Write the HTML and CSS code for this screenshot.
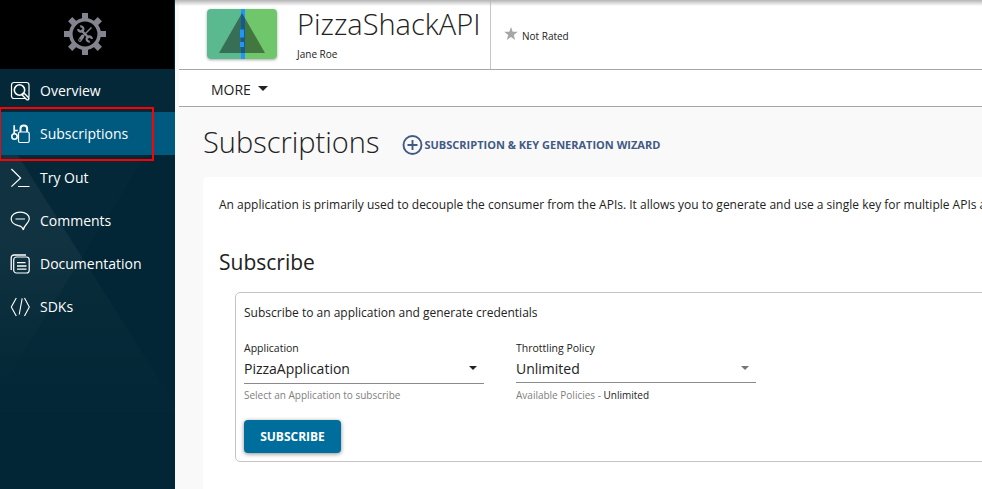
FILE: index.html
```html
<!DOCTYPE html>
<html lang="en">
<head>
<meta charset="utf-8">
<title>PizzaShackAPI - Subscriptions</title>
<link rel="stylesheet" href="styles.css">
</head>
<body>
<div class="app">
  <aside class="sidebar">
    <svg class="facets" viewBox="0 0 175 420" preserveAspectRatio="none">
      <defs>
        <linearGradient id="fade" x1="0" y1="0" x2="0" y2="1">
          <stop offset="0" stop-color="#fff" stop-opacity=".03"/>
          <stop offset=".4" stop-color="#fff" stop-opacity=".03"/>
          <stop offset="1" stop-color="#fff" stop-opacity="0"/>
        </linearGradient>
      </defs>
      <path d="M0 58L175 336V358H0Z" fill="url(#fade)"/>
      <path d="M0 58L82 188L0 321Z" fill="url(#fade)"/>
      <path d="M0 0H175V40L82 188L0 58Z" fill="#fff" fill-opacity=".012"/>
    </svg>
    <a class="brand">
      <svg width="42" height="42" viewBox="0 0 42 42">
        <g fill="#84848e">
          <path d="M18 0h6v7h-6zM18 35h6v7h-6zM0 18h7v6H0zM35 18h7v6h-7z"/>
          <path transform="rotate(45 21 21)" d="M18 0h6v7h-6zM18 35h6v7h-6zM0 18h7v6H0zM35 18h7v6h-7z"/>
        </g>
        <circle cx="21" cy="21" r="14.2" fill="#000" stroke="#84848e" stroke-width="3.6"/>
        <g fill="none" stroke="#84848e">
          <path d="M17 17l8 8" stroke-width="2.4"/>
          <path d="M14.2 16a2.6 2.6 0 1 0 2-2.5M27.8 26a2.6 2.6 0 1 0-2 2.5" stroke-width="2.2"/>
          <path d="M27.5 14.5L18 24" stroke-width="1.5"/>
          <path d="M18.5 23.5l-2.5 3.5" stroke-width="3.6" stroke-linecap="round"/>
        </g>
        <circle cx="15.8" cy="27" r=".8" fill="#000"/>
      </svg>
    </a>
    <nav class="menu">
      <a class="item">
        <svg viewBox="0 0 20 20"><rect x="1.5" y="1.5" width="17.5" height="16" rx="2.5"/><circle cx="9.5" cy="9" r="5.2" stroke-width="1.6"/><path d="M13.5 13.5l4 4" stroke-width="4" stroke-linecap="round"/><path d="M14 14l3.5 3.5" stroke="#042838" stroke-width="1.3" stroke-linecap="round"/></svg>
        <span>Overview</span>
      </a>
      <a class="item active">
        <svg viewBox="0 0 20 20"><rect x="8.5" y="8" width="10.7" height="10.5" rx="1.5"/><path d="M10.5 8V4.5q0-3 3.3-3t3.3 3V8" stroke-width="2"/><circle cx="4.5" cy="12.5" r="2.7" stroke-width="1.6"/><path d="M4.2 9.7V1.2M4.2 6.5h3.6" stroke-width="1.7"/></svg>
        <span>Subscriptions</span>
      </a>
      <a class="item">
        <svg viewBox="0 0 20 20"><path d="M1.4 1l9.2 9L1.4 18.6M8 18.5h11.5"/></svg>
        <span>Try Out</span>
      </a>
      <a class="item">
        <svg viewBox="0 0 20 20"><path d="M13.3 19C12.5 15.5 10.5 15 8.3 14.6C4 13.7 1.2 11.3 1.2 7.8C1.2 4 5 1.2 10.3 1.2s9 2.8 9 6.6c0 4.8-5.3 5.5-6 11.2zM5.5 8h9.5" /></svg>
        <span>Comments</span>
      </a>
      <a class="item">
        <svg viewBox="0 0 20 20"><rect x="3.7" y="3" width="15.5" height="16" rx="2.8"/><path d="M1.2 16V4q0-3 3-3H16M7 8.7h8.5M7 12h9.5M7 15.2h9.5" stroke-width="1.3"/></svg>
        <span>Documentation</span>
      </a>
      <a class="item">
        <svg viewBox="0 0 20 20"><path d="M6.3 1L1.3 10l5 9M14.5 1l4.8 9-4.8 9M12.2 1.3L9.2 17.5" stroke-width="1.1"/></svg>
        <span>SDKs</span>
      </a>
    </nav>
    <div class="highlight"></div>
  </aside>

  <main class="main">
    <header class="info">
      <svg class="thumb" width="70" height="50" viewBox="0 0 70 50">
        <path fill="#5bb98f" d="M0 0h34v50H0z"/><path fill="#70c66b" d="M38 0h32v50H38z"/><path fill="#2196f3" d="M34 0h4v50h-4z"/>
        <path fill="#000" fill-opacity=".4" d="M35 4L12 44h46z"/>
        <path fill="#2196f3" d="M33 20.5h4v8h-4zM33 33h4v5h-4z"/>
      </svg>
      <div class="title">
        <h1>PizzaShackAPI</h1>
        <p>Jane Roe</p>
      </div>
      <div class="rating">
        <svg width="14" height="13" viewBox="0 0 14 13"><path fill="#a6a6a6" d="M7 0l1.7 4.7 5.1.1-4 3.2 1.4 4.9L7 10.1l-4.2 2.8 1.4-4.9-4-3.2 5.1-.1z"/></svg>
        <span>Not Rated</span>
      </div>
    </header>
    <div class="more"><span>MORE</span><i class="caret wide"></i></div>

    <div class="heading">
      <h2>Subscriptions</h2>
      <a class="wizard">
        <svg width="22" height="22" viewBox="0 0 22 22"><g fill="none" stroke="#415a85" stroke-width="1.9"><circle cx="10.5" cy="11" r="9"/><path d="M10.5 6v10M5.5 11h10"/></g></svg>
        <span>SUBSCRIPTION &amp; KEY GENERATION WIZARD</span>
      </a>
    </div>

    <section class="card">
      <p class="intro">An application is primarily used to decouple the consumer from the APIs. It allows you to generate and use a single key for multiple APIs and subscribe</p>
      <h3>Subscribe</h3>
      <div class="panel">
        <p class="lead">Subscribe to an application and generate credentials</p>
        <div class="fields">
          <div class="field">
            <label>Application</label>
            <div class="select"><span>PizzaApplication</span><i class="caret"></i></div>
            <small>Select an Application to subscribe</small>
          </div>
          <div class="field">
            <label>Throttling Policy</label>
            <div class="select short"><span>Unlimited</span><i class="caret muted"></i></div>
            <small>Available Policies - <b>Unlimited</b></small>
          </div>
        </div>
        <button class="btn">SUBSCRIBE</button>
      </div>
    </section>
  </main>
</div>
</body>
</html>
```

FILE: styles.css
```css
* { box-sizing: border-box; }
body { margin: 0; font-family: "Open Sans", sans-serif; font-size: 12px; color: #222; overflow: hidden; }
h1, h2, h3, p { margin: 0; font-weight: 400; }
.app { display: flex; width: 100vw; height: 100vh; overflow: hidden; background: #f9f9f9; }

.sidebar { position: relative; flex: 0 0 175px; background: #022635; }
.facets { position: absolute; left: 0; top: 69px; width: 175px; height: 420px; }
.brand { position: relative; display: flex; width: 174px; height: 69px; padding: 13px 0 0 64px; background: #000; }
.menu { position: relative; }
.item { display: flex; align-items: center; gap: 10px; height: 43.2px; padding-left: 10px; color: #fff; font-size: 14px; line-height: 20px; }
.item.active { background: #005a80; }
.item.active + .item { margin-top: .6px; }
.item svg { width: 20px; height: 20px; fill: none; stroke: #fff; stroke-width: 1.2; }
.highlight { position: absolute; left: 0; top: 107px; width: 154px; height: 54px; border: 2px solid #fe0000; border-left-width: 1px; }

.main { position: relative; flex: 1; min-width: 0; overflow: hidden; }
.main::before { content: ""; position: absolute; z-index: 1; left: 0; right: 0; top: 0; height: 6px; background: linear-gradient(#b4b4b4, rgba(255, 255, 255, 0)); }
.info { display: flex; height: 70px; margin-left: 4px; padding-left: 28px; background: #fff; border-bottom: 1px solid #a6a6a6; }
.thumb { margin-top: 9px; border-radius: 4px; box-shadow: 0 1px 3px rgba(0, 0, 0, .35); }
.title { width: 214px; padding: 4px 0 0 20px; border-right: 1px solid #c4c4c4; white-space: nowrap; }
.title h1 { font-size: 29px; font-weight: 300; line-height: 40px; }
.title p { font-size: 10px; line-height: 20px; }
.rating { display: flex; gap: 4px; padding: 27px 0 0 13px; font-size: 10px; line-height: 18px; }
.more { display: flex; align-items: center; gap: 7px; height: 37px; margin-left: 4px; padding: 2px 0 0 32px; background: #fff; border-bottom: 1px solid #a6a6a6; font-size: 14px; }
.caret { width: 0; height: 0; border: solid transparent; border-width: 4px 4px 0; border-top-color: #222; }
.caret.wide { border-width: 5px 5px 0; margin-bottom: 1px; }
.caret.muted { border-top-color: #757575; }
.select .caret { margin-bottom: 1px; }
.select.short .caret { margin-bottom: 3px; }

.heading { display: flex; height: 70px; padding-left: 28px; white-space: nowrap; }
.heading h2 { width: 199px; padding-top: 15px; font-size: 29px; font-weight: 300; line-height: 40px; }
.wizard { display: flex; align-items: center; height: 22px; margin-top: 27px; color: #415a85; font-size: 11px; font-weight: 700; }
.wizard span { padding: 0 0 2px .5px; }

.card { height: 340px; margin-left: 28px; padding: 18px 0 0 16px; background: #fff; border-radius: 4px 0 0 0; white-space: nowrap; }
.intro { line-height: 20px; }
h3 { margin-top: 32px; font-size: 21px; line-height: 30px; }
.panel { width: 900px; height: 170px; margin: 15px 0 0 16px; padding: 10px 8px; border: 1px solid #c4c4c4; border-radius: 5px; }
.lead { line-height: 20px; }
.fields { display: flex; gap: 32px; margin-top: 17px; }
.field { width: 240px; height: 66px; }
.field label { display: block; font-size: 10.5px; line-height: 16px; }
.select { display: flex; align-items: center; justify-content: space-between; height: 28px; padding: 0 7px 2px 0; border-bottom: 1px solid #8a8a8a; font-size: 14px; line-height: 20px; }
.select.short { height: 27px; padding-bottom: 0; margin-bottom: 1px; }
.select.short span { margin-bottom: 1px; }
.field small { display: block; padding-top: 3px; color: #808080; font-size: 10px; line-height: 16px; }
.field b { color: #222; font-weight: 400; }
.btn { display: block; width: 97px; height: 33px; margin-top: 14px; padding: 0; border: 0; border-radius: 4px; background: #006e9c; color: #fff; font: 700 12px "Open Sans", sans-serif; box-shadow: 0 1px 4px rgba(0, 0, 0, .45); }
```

------

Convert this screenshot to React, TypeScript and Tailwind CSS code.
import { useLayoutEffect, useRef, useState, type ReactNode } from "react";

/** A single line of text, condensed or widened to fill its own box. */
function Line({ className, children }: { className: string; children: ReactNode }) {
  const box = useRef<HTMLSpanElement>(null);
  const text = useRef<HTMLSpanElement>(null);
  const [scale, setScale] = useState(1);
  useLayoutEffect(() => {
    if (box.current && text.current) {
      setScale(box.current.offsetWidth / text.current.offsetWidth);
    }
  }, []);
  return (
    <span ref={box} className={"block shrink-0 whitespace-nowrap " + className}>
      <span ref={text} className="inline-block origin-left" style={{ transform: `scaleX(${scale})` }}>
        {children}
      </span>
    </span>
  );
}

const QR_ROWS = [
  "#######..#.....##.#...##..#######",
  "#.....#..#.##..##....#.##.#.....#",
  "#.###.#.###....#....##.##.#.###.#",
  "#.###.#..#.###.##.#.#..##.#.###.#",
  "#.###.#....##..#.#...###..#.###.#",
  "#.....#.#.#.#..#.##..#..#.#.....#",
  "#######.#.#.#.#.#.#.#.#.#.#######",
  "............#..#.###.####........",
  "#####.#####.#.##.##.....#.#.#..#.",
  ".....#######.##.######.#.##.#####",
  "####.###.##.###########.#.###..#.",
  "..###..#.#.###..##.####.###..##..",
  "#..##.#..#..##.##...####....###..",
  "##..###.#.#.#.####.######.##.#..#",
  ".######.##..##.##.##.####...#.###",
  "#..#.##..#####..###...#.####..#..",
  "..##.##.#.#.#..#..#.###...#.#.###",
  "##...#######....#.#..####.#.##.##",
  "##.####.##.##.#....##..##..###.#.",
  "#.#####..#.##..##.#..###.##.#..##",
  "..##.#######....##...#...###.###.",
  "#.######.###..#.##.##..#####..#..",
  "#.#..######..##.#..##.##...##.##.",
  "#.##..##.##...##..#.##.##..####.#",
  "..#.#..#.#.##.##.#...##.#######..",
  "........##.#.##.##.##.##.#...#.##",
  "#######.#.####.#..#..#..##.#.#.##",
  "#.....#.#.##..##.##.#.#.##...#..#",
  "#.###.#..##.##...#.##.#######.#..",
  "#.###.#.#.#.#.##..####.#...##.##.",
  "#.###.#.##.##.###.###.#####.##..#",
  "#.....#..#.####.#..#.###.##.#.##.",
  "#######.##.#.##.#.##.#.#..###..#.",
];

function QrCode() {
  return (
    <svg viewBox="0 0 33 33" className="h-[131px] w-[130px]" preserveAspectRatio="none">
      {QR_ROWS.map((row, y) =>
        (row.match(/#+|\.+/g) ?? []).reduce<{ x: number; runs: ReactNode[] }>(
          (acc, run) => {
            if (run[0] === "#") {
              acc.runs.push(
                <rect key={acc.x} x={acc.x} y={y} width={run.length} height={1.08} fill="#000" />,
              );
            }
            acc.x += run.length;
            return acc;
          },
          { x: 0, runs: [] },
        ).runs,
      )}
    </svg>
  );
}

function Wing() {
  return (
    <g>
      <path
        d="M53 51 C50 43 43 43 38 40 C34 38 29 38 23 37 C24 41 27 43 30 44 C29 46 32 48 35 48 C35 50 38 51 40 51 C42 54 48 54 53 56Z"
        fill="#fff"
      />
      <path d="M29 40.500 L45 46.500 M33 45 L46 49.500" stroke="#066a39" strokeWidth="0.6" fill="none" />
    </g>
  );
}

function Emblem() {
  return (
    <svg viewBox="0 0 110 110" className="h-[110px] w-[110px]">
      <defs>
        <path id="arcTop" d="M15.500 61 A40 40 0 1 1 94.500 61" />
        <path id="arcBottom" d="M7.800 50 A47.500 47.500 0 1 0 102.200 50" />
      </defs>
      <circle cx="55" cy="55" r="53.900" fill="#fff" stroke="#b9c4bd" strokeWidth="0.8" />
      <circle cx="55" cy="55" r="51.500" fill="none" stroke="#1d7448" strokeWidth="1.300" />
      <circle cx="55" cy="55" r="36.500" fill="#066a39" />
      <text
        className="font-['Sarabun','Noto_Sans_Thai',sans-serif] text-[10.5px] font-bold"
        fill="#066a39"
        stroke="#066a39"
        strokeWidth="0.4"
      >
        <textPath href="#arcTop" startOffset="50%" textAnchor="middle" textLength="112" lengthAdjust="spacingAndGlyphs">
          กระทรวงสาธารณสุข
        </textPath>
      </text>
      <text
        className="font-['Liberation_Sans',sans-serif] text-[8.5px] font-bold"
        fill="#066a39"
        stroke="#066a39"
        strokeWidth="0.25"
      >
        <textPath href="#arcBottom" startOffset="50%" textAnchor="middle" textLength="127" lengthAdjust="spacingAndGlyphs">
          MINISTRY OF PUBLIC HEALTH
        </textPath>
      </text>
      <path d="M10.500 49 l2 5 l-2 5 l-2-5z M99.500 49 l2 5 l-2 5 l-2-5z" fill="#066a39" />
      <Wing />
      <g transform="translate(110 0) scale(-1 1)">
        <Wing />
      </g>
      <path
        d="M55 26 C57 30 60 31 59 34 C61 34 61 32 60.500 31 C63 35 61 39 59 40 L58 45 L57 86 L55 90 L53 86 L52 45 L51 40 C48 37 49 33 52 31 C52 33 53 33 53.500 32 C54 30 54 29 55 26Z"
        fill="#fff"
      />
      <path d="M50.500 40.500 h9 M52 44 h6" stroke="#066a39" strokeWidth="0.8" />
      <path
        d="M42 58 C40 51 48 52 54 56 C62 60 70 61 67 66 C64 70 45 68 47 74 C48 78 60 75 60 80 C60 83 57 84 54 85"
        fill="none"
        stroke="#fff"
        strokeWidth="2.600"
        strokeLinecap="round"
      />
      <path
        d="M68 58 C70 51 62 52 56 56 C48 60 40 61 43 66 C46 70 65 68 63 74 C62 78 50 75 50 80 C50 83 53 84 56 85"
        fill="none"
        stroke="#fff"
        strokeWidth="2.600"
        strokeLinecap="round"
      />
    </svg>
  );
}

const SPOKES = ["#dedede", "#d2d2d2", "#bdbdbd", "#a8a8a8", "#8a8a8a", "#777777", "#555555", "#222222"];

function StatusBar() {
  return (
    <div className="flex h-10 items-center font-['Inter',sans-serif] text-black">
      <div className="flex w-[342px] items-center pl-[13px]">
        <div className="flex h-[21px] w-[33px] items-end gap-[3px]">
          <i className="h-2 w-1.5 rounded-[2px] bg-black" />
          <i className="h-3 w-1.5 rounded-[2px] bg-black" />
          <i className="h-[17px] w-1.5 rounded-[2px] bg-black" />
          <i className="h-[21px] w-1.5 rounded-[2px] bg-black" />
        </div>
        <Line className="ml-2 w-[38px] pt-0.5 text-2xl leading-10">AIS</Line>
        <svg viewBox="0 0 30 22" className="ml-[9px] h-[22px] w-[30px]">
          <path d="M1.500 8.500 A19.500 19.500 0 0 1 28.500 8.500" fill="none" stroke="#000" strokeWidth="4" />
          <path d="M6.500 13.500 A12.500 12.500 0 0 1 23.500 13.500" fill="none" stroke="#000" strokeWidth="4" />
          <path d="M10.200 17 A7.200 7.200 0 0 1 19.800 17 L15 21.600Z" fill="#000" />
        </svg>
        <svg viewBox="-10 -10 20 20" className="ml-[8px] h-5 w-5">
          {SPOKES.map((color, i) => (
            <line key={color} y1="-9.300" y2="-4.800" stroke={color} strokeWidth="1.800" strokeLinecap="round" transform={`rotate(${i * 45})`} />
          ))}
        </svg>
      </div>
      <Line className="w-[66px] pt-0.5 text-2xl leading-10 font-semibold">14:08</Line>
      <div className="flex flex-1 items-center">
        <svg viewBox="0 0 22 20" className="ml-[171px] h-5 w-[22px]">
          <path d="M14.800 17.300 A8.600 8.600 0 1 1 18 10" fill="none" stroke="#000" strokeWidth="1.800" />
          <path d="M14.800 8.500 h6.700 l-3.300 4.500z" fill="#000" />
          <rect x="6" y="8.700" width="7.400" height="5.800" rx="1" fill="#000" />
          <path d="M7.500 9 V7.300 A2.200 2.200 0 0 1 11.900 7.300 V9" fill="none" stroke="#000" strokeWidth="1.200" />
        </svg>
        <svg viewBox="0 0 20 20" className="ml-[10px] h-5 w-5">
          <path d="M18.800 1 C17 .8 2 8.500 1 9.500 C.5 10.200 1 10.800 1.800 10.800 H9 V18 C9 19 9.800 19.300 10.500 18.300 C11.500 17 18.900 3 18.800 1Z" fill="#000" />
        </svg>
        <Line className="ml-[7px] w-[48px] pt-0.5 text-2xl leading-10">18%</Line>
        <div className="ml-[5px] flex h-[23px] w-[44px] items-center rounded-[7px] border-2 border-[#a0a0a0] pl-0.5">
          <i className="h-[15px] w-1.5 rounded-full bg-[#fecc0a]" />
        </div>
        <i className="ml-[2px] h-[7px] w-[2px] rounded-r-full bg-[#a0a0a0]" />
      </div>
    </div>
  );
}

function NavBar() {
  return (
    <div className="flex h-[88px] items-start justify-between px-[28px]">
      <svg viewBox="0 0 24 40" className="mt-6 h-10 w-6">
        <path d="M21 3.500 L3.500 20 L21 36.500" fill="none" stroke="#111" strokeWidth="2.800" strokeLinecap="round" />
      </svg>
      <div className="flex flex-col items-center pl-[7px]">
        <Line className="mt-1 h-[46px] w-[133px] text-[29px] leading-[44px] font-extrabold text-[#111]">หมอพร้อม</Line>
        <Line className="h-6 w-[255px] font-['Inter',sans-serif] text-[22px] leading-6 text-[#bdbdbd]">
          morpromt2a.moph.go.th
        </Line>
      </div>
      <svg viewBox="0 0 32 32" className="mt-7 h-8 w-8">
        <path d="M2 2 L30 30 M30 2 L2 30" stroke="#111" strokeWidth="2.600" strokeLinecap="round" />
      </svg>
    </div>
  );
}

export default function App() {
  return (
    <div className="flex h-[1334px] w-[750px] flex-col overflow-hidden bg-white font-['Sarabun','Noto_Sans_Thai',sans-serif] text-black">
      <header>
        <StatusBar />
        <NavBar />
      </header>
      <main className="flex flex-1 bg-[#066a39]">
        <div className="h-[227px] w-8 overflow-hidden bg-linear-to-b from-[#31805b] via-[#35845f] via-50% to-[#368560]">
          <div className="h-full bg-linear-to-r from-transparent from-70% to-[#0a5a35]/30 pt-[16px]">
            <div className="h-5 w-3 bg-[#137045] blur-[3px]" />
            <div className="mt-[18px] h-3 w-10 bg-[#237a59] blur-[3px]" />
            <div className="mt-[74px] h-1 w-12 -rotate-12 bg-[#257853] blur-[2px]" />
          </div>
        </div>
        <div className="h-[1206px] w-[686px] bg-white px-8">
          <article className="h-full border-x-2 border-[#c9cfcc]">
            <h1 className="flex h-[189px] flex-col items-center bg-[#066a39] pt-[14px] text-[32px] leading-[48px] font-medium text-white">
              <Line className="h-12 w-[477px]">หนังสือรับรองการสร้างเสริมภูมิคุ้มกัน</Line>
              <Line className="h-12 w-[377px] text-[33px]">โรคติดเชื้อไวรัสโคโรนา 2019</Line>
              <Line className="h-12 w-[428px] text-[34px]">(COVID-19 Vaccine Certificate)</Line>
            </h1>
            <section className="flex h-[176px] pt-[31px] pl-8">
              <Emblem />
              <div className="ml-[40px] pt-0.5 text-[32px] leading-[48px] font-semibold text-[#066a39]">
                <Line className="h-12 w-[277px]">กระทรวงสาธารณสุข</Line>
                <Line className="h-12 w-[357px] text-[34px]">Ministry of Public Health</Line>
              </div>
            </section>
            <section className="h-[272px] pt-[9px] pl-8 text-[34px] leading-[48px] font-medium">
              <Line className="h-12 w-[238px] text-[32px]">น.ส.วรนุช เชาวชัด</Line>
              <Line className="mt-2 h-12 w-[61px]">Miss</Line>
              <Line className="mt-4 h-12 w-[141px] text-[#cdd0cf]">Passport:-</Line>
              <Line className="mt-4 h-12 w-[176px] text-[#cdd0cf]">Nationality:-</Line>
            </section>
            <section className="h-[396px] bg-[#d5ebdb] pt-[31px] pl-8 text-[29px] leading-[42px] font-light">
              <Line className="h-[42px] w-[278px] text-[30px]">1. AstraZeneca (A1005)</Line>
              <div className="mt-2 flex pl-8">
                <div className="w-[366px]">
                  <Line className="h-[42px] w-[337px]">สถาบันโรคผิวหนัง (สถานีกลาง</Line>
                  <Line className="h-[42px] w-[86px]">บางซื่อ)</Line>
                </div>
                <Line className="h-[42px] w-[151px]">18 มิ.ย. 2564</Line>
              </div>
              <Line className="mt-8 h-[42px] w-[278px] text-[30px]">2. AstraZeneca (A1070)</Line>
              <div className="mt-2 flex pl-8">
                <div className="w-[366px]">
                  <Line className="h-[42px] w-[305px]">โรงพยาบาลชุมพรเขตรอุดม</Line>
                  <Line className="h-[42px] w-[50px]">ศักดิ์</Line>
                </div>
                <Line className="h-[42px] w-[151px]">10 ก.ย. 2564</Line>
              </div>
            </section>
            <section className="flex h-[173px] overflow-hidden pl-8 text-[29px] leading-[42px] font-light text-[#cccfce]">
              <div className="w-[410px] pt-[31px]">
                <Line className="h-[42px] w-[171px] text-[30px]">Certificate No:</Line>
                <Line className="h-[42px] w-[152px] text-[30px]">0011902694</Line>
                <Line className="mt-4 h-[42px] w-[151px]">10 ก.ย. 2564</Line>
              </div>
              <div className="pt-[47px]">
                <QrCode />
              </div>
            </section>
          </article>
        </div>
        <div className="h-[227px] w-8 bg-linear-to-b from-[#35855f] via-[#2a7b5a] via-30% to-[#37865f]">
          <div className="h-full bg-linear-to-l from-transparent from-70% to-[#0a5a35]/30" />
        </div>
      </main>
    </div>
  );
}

------

◆ WRITTEN TASK ◆
From the data, collect all lines where the string "this" appears.

◆ THE COMPLETED TASK ◆
Write the HTML and CSS code for this screenshot.
Convert this screenshot to React, TypeScript and Tailwind CSS code.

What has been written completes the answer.